For the Olympic movement it began what became a twelve year drought between “full” participation in the Games. With the US boycott in 1980 taking us and our “allies” out of the Games. The Soviet Union reciprocated in kind by boycotting the 1984 Los Angeles Games, taking them and their “allies” out of the Games. Leaving the 1976 Montreal Games as the last “full” Games until the 1988 Games in Seoul! When taken into context that the Games were developed to further “Good Will”, that was a huge blow to the Olympic movement as the world’s major powers from the “East” and the “West” went over a decade without head to head competition in the Games!

For American athletes the 1980 boycott was a huge set back! Consider that at that time Olympic sports were still amateur in nature. So there were no “sponsors”, or “contracts” that could sustain an athlete between Games. In track and field there were not yet the huge paydays on the European Circuit that we see today.

So an athlete that either just missed out in 1976, and/or began to emerge sometime between ’76 and ’80, suddenly found him/herself facing another four year wait to try and prove him/herself on the World’s biggest stage. Meaning that for many athletes they were looking at somewhere in the neighborhood of a six to eight year waiting period for the Games!

Consider a four year doping ban for an athlete and the uphill climb they have trying to maintain being among the best and you are beginning to understand what these athletes had to face. Yet THEY did nothing wrong, but had to serve their Olympic “ban” anyway. And in track and field there was no alternative because the World Championships weren’t a reality until 1983 – right before the next Games!

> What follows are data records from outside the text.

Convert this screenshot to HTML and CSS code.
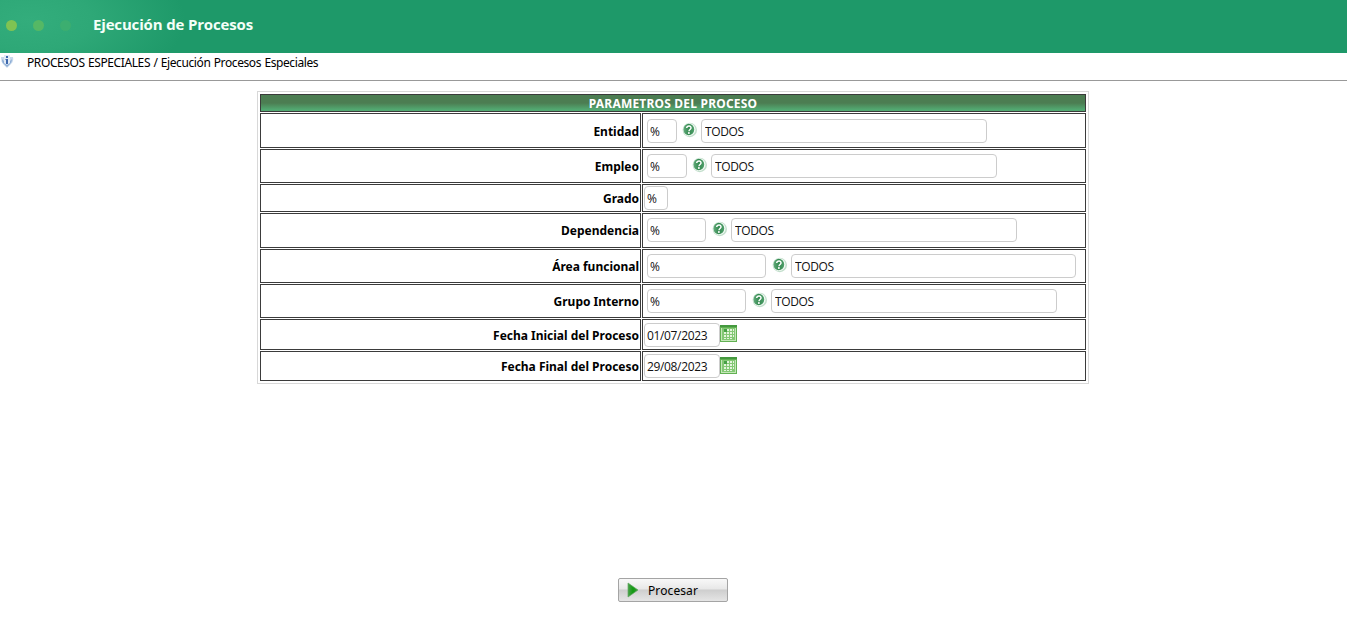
FILE: index.html
```html
<!DOCTYPE html>
<html lang="es">
<head>
<meta charset="utf-8">
<title>Ejecución de Procesos</title>
<link rel="stylesheet" href="styles.css">
</head>
<body>
<svg class="defs" width="0" height="0" aria-hidden="true">
  <defs>
    <linearGradient id="ball" x1="0" x2="1"><stop offset="0" stop-color="#63ab7b"/><stop offset=".5" stop-color="#358a51"/><stop offset="1" stop-color="#4f9f6a"/></linearGradient>
    <linearGradient id="play" x1="0" x2="1"><stop offset="0" stop-color="#4aa04a"/><stop offset=".5" stop-color="#109a10"/><stop offset="1" stop-color="#3c9a3c"/></linearGradient>
    <symbol id="help" viewBox="0 0 15 16">
      <circle cx="7.800" cy="8" r="7.200" fill="#c3dfcc"/>
      <circle cx="7.300" cy="7.600" r="6.300" fill="#f4faf6"/>
      <ellipse cx="6.800" cy="7.500" rx="5.400" ry="5.800" fill="url(#ball)"/>
      <path d="M4.700 6c.4-2.600 4.500-2.600 4.300 0-.1 1.500-1.900 1.500-2 3.200" fill="none" stroke="#fff" stroke-width="1.500"/>
      <circle cx="6.900" cy="11" r="1" fill="#fff"/>
    </symbol>
    <symbol id="calendar" viewBox="0 0 17 17">
      <path fill="#62b153" d="M0 0h17v17H0z"/>
      <path fill="#45993f" d="M0 0h17v2H0z"/>
      <path fill="#c5e7b9" d="M1 3h15v13H1z"/>
      <path fill="#83c874" d="M2 3h13v12H2z"/>
      <path fill="#e3f4dc" d="M7 4h2v2H7zM10 4h2v2h-2zM13 4h1v2h-1zM4 7h2v2H4zM7 7h2v2H7zM10 7h2v2h-2zM13 7h1v2h-1zM4 10h2v2H4zM7 10h2v2H7zM10 10h2v2h-2zM13 10h1v2h-1zM4 13h2v1H4zM7 13h2v1H7zM10 13h2v1h-2z"/>
      <path fill="#46a044" d="M4 4h3v3H4z"/>
    </symbol>
  </defs>
</svg>
<header class="banner">
  <span class="dot dot-1"></span><span class="dot dot-2"></span><span class="dot dot-3"></span>
  <h1 class="banner-title">Ejecución de Procesos</h1>
</header>
<nav class="crumbs">
  <svg class="crumb-icon" width="14" height="14" viewBox="0 0 14 14"><path d="M0 2Q0 7 2 9l4 4 4-4q3-3 2-7z" fill="#c9d9ec"/><path d="M1 4q0 4 2 5l3 3 3-3q2-2 2-5L8 7H4z" fill="#8fafd6"/><path d="M3 0h6v8l-3 2-3-2z" fill="#e3ebf5"/><path d="M5 1h2v2H5zM4.500 4H7v5H5V5h-.5z" fill="#3d68ad"/></svg>
  <span class="crumb-text">PROCESOS ESPECIALES / Ejecución Procesos Especiales</span>
</nav>
<main class="panel">
  <div class="head">PARAMETROS DEL PROCESO</div>
  <label class="label low">Entidad</label>
  <div class="cell first"><input class="code w30" value="%"><svg class="help"><use href="#help"/></svg><input class="name" value="TODOS"></div>
  <label class="label">Empleo</label>
  <div class="cell"><input class="code w40" value="%"><svg class="help"><use href="#help"/></svg><input class="name" value="TODOS"></div>
  <label class="label">Grado</label>
  <div class="cell tight grade"><input class="code w24" value="%"></div>
  <label class="label">Dependencia</label>
  <div class="cell"><input class="code w59" value="%"><svg class="help"><use href="#help"/></svg><input class="name drop" value="TODOS"></div>
  <label class="label">Área funcional</label>
  <div class="cell"><input class="code w119" value="%"><svg class="help"><use href="#help"/></svg><input class="name short" value="TODOS"></div>
  <label class="label">Grupo Interno</label>
  <div class="cell"><input class="code drop w99" value="%"><svg class="help"><use href="#help"/></svg><input class="name drop" value="TODOS"></div>
  <label class="label low">Fecha Inicial del Proceso</label>
  <div class="cell tight date"><input class="w76" value="01/07/2023"><svg class="calendar"><use href="#calendar"/></svg></div>
  <label class="label">Fecha Final del Proceso</label>
  <div class="cell tight date last"><input class="w76 drop" value="29/08/2023"><svg class="calendar"><use href="#calendar"/></svg></div>
</main>
<footer class="actions">
  <button class="run" type="button"><svg width="12" height="16" viewBox="0 0 12 16"><path d="M1 1l10 7-10 7z" fill="url(#play)" stroke="#62a862" stroke-width=".7"/></svg><span>Procesar</span></button>
</footer>
</body>
</html>
```
FILE: styles.css
```css
* { box-sizing: border-box; }
body { margin: 0; background: #fff; color: #000; font: 12px "Noto Sans", sans-serif; overflow: hidden; }
.defs { position: absolute; }
.banner { height: 53px; display: flex; align-items: center; padding: 0 0 3px 6px; background: radial-gradient(ellipse 155px 75px at 30px 20px, #33ad7c 0%, #2ea877 40%, #1e9969 100%); }
.dot { width: 11px; height: 11px; border-radius: 50%; margin-right: 16px; }
.dot-1 { background: #7fc353; }
.dot-2 { background: #55b865; }
.dot-3 { background: #3cae70; }
.banner-title { margin: 0 0 0 6px; padding-bottom: 2px; font: bold 15px "Open Sans", sans-serif; letter-spacing: -.16px; color: #f4fff8; }
.crumbs { height: 28px; display: flex; align-items: flex-start; padding-left: 1px; border-bottom: 1px solid #999; }
.crumb-icon { margin-top: 2px; }
.crumb-text { margin-left: 12px; line-height: 19px; white-space: nowrap; letter-spacing: -.4px; word-spacing: .6px; }
.panel { width: 832px; height: 293px; margin: 10px 0 0 257px; border: 1px solid #d8d8d8; padding: 2px; display: grid; grid-template-columns: 381px 444px; grid-template-rows: 18px 35px 34px 28px 35px 34px 34px 31px 30px; gap: 1px; }
.head { grid-column: 1 / 3; border: 1px solid #3b3b3b; background: linear-gradient(#4c7d52 0%, #4c7d52 50%, #52a871 90%); display: flex; align-items: center; justify-content: center; color: #fff; font-weight: bold; line-height: 16px; padding-top: 2px; letter-spacing: .2px; }
.label { border: 1px solid #3b3b3b; display: flex; align-items: center; justify-content: flex-end; padding-right: 1px; font-weight: bold; letter-spacing: -.01px; }
.low { padding-top: 1px; }
.cell { border: 1px solid #3b3b3b; display: flex; align-items: flex-start; padding: 4px 0 0 4px; }
.first { padding-top: 5px; }
.tight { padding-left: 1px; }
.grade { padding-top: 1px; }
.date { padding-top: 3px; }
.last { padding-top: 2px; }
input { height: 24px; border: 1px solid #ccc; border-radius: 4px; background: #fff; padding: 0 3px; margin: 0; font: 12px "Open Sans", sans-serif; color: #111; letter-spacing: -.4px; flex: none; }
.code { padding-left: 2px; }
.drop { padding-top: 1px; }
.help { width: 15px; height: 16px; margin: 3px 4px 0 5px; flex: none; }
.calendar { width: 17px; height: 17px; margin-top: 2px; flex: none; }
.last .calendar { margin-top: 3px; }
.name { width: 286px; }
.short { width: 285px; }
.w24 { width: 24px; }
.w30 { width: 30px; }
.w40 { width: 40px; }
.w59 { width: 59px; margin-right: 1px; }
.w76 { width: 76px; padding-left: 2px; letter-spacing: -.35px; }
.w99 { width: 99px; margin-right: 1px; }
.w119 { width: 119px; margin-right: 1px; }
.actions { margin: 194px 0 0 618px; }
.run { width: 110px; height: 24px; border: 1px solid #a4a4a4; border-radius: 2px; background: linear-gradient(#f8f8f8 0%, #e8e8e8 45%, #cecece 50%, #e5e5e5 100%); display: flex; align-items: center; padding: 0 0 0 8px; gap: 9px; font: 12px "Noto Sans", sans-serif; letter-spacing: .1px; color: #000; }
```
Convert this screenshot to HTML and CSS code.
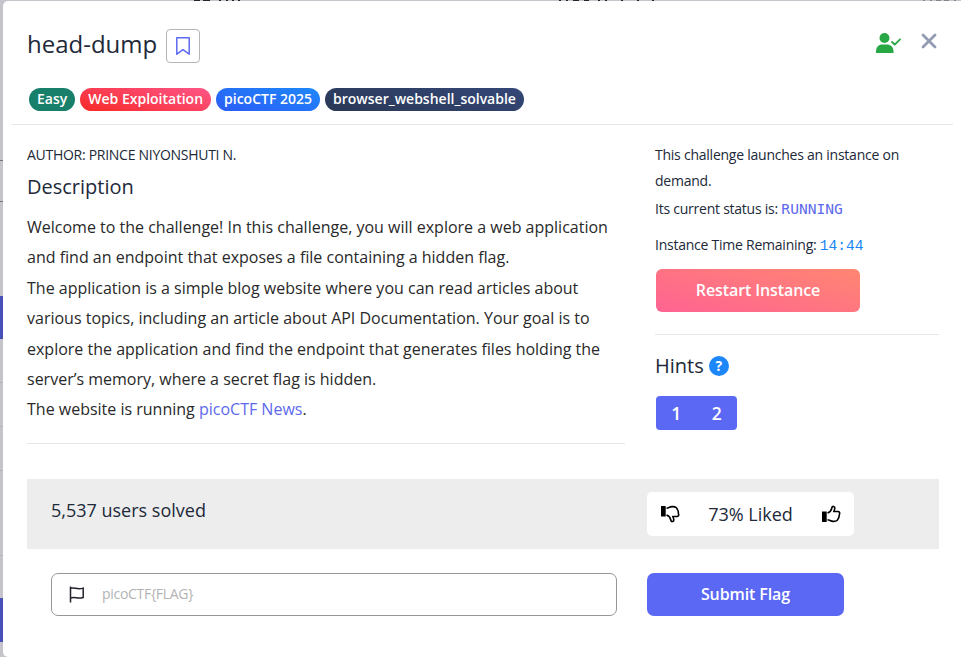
FILE: index.html
```html
<!DOCTYPE html>
<html lang="en">
<head>
<meta charset="utf-8">
<title>head-dump</title>
<link rel="stylesheet" href="styles.css">
</head>
<body>
<div class="backdrop" aria-hidden="true">
  <i class="cell cell-a"></i><i class="cell cell-b"></i><i class="block block-a"></i><i class="cell cell-c"></i><i class="cell cell-c"></i><i class="cell cell-c"></i><i class="cell cell-d"></i><i class="block block-b"></i>
</div>
<svg class="peek" width="961" height="2" viewBox="0 0 961 2" aria-hidden="true"><path d="M194 .5h6M203 .5h7M219 .5h2M226 .5h2M232 .5h2M238 .5h2M559 .5h2M566 .5h2M573 .5h6M584 .5h5M598 .5h2M605 .5h2M621 .5h2M637 .5h2M652 .5h2" stroke="#25242b"/><path d="M923 .5h2M930 .5h2M936 .5h5M944 .5h5M954 .5h2" stroke="#85848c"/></svg>
<main class="modal">
  <header class="header">
    <div class="title-row">
      <h1 class="title">head-dump</h1>
      <button class="bookmark" aria-label="Bookmark">
        <svg width="16" height="20" viewBox="0 0 16 20" fill="none" stroke="#5e6af0" stroke-width="1.5" stroke-linejoin="round"><path d="M1.8 1.8h12.4v16.4L8 13.7l-6.200 4.500z"/></svg>
      </button>
      <div class="actions">
        <svg class="solved" width="26" height="22" viewBox="0 0 26 22"><circle cx="9.500" cy="6" r="5" fill="#28a745"/><path d="M1 21v-1.500c0-4.500 3-7 6-7h4.500c4 0 7 2.500 7 7V21z" fill="#28a745"/><path d="M17 10l2.700 2.600L25 7.300" fill="none" stroke="#28a745" stroke-width="1.800" stroke-linecap="round" stroke-linejoin="round"/></svg>
        <svg class="close" width="16" height="16" viewBox="0 0 16 16" fill="none" stroke="#939bb3" stroke-width="2.800" stroke-linecap="round"><path d="M2 2l12 12M14 2L2 14"/></svg>
      </div>
    </div>
    <div class="tags">
      <span class="tag easy">Easy</span>
      <span class="tag web">Web Exploitation</span>
      <span class="tag event">picoCTF 2025</span>
      <span class="tag shell">browser_webshell_solvable</span>
    </div>
  </header>
  <div class="content">
    <section class="description">
      <p class="author">AUTHOR: PRINCE NIYONSHUTI N.</p>
      <h2 class="subhead">Description</h2>
      <div class="story">Welcome to the challenge! In this challenge, you will explore a web application<br>and find an endpoint that exposes a file containing a hidden flag.<br>The application is a simple blog website where you can read articles about<br>various topics, including an article about API Documentation. Your goal is to<br>explore the application and find the endpoint that generates files holding the<br>server’s memory, where a secret flag is hidden.<br>The website is running <a class="link">picoCTF News</a>.</div>
    </section>
    <aside class="side">
      <div class="instance">
        <p class="launch">This challenge launches an instance on<br>demand.</p>
        <p class="status">Its current status is: <code class="running">RUNNING</code></p>
        <p class="remaining">Instance Time Remaining: <code class="time">14:44</code></p>
        <button class="restart">Restart Instance</button>
      </div>
      <div class="hints-head"><h2 class="hints-title">Hints</h2><span class="help">?</span></div>
      <div class="hints"><span>1</span><span>2</span></div>
    </aside>
  </div>
  <section class="stats">
    <span class="solves">5,537 users solved</span>
    <div class="rating">
      <svg class="thumb down" width="20" height="18" viewBox="0 0 20 18"><path d="M1 6.500h4.700V17H1z"/><path class="hand" d="M6.500 8c2.500-.8 3.800-2.500 4.300-5 .4-2.300 3.200-2 3 .3-.1 1.200-.6 2.200-1 3.200h4.200c1.500 0 2 1.300 1.500 2.500-.2 3-.8 4.800-2.200 6.200-1.200 1.200-2.600 1.300-4.300 1.200-2.200-.1-3.500-1.400-5.500-1.600"/></svg>
      <span class="liked">73% Liked</span>
      <svg class="thumb" width="20" height="18" viewBox="0 0 20 18"><path d="M1 6.500h4.700V17H1z"/><path class="hand" d="M6.500 8c2.500-.8 3.800-2.500 4.300-5 .4-2.300 3.200-2 3 .3-.1 1.200-.6 2.200-1 3.200h4.200c1.500 0 2 1.300 1.500 2.500-.2 3-.8 4.800-2.200 6.200-1.200 1.200-2.600 1.300-4.300 1.200-2.200-.1-3.500-1.400-5.500-1.600"/></svg>
    </div>
  </section>
  <form class="submit-row">
    <label class="flag-field">
      <svg width="16" height="17" viewBox="0 0 16 17" fill="none" stroke="#20232c" stroke-width="1.500"><path d="M1.500.5v16M1.500 2.300c4-1.600 6 1.700 12.700-.2V11.500c-5.500 2-8-1.200-12.700.5"/></svg>
      <input class="flag-input" placeholder="picoCTF{FLAG}">
    </label>
    <button class="submit" type="button">Submit Flag</button>
  </form>
</main>
</body>
</html>
```
FILE: styles.css
```css
* { box-sizing: border-box; }
body { margin: 0; width: 961px; height: 657px; overflow: hidden; background: #c5c4ca; padding: 1px 0 0 3px; font-family: "Open Sans", "Noto Sans", sans-serif; color: #212939; }
h1, h2, p { margin: 0; font-weight: 400; }
button { border: 0; padding: 0 0 2px; font-family: inherit; }
svg { display: block; flex: none; }
.backdrop { position: absolute; left: 0; top: 0; width: 3px; height: 657px; display: flex; flex-direction: column; }
.peek { position: absolute; left: 0; top: 0; }
.cell { flex: none; border-bottom: 1px solid #77767d; }
.cell-a { height: 161px; }
.cell-b { height: 41px; }
.block { flex: none; background: #474fb8; margin-top: 94px; height: 43px; }
.cell-c { height: 44px; border-color: #b5b4bb; }
.cell-d { height: 85px; border-color: #b5b4bb; }
.block-b { margin-top: 42px; height: 44px; }
.modal { position: relative; height: 656px; background: #fff; border-radius: 5px 0 0 5px; }
.header { height: 124px; margin: 0 8px 0 9px; padding: 28px 0 0 15px; border-bottom: 1px solid #e6e6e6; }
.title-row { display: flex; height: 34px; }
.title { width: 139px; font-size: 24px; line-height: 30px; white-space: nowrap; }
.bookmark { width: 34px; height: 34px; padding: 0; display: grid; place-items: center; background: #fff; border: 1px solid #b3b5b8; border-radius: 4px; }
.actions { display: flex; gap: 20px; margin: 3px 16px 0 auto; }
.close { margin-top: 1px; }
.tags { display: flex; gap: 5px; margin: 25px 0 0 2px; }
.tag { height: 23px; border-radius: 12px; padding: 0 8px; font-size: 14px; font-weight: 600; line-height: 22px; color: #fff; white-space: nowrap; }
.easy { background: #18806a; }
.web { background: linear-gradient(15deg, #f62a28, #ff5689); }
.event { background: linear-gradient(15deg, #2b5cf5, #1e88fa); }
.shell { background: linear-gradient(15deg, #2a3856, #344777); }
.content { display: flex; margin-left: 24px; }
.description { width: 598px; height: 319px; padding-top: 17px; border-bottom: 1px solid #e6e6e6; }
.author { font-size: 14px; line-height: 26px; letter-spacing: -.28px; }
.subhead { font-size: 20px; line-height: 24px; margin-top: 7px; }
.story { font-size: 16px; line-height: 30.400px; margin-top: 13px; color: #292929; white-space: nowrap; }
.link { color: #5d69ed; }
.side { width: 284px; margin-left: 30px; padding-top: 17px; font-size: 14px; }
.instance { height: 193px; border-bottom: 1px solid #e6e6e6; }
.launch, .status, .remaining { height: 26px; line-height: 26px; letter-spacing: -.24px; white-space: nowrap; }
.launch { height: 52px; }
.status { margin-top: 2px; }
.remaining { margin-top: 10px; }
code { font-family: "Liberation Mono", monospace; font-size: 14.600px; letter-spacing: 0; line-height: 1; }
.running { font-family: "DejaVu Sans Mono", monospace; color: #5d69ed; }
.time { color: #1886f5; }
.restart { display: block; width: 204px; height: 43px; margin: 11px 0 0 1px; border-radius: 6px; background: linear-gradient(15deg, #ff6392, #ff8672); color: #fff; font-size: 16px; font-weight: 600; letter-spacing: -.1px; }
.hints-head { display: flex; align-items: center; gap: 5px; height: 24px; margin-top: 19px; }
.hints-title { font-size: 20px; line-height: 24px; }
.help { width: 20px; height: 20px; border-radius: 50%; background: #1d87fa; color: #fff; font-size: 14px; font-weight: 700; line-height: 20px; text-align: center; }
.hints { display: grid; grid-template-columns: 1fr 1fr; width: 81px; height: 34px; margin: 18px 0 0 1px; border-radius: 4px; background: #5b68f4; color: #fff; font-size: 17.500px; font-weight: 600; line-height: 34px; text-align: center; }
.stats { display: flex; width: 912px; height: 70px; margin: 35px 0 0 24px; padding: 13px 85px 13px 24px; background: #ededed; }
.solves { font-size: 18px; line-height: 36px; }
.rating { display: flex; align-items: center; justify-content: space-between; width: 207px; height: 44px; margin-left: auto; padding: 0 13px; background: #fff; border-radius: 5px; font-size: 18px; }
.hand { fill: none; stroke: #000; stroke-width: 1.600; stroke-linejoin: round; }
.down { transform: scaleY(-1); }
.submit-row { display: flex; gap: 30px; margin: 24px 0 0 48px; }
.flag-field { display: flex; align-items: center; width: 566px; height: 43px; padding-left: 17px; border: 1px solid #969696; border-radius: 7px; }
.flag-input { width: 450px; margin-left: 17px; padding: 0 0 2px; border: 0; outline: 0; font-family: inherit; font-size: 14px; letter-spacing: -.3px; }
.flag-input::placeholder { color: #b3b3b3; }
.submit { width: 197px; height: 43px; border-radius: 7px; background: #5b68f4; color: #fff; font-size: 16px; font-weight: 600; letter-spacing: -.1px; }
```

For the best of the best it created an eight year “black hole”. For example, Edwin Moses who had a break through season in ’76 when he won Olympic gold was unable to defend in 1980! He had to wait until ’84 when once again he dominated the field – 1980 depriving him of a chance at three Olympic golds in a row.

Or how about Evelyn Ashford. Like Moses she began to climb towards stardom when she made the ’76 Olympic team. At the World Cup in ’79 she faced and defeated the best the East had to offer in Marlies Gohr (100) and Marita Koch (200). Evelyn never received her opportunity at validation before a global audience because she wasn’t able to attend the Games in ’80, and her counterparts didn’t attend the Los Angeles Games in ’84. By 1988 all had aged and the sprint scene had been taken over by one FloJo!

Or how about the biggest travesty of all – Renaldo Nehemiah never attending an Olympic Games. Nehemiah was a rising force in the high hurdles taking the hurdle record from 13.21 to 13.00 before the Moscow Games. Unfortunately Nehemiah never reached the starting blocks in Moscow due to the boycott. Still in his prime, however, Nehemiah dropped the record further to 12.93 in 1981 before deciding that waiting until 1984 was just too long, and deciding to try his hand at professional football because at the time there were no contracts or sponsors in track and field! That would be akin to Usain Bolt going on his record breaking tear the past couple of seasons but NEVER being able to take his act to the Olympics!

This is just a handful of names. The world never got to know athletes like Dedy Cooper, James Sanford, Bill Green, Billy Mullins, Willie Smith, Clancy Edwards, James Mallard, Don Paige, Todd Harbour, James Butler, Stanley Floyd, David Mack, and Matt Centrowitz just to throw a handful of names out there. Olympic caliber athletes who never got to display their wares on the world’s biggest stage because at their peak we didn’t attend!

These athletes were robbed of one of the greatest opportunities the sporting world has to offer. So great is the allure of the Games that when “pros” were allowed in in 1992 Michael Jordan, David Robinson, Magic Johnson and the rest of the “Dream Team” considered it one of the biggest honors of their athletic careers – and they won NBA championships!

Nations have armies, navies, air forces, and soldiers to fight their wars. Denying athletes the fruit of their labor over the course of years and years of dedication, work that they put in without the assistance of a country that then in turn decided to utilize them as pawns in a global game of chess was just wrong. There were, and are, other forms of diplomacy outside of warfare than can and should have been used to make a global statement. So for all those athletes that, with a microphone in front of them, feel the need to be politically correct, I will say that they suffered a tremendous injustice. One for which they can never be compensated for. And if that left a bad taste in their mouth, or even left them bitter or angry, it is understandable – and they have that right.

One Response to “The 1980 Olympic Boycott”

  1. Jerome says:

    ´But for American athletes, as well as the Olympic movement itself, nothing overshadows the boycott of Moscow in 1980 – especially for the sport of track and field. Why?`
    I think you should have limited your comment to ´But for American athletes` because the the boycott of african nations in ´76 had a more profound effect on the Olympic movement. That boycott overshadows all others because it was the forerunner to mass political statements in the form of boycotts of the games. It signalled to the world that the world cannot play when the playing field is not equal, when some it´s participants are being injured and killed. NO NORMAL SPORT IN AN ABNORMAL SOCIETY.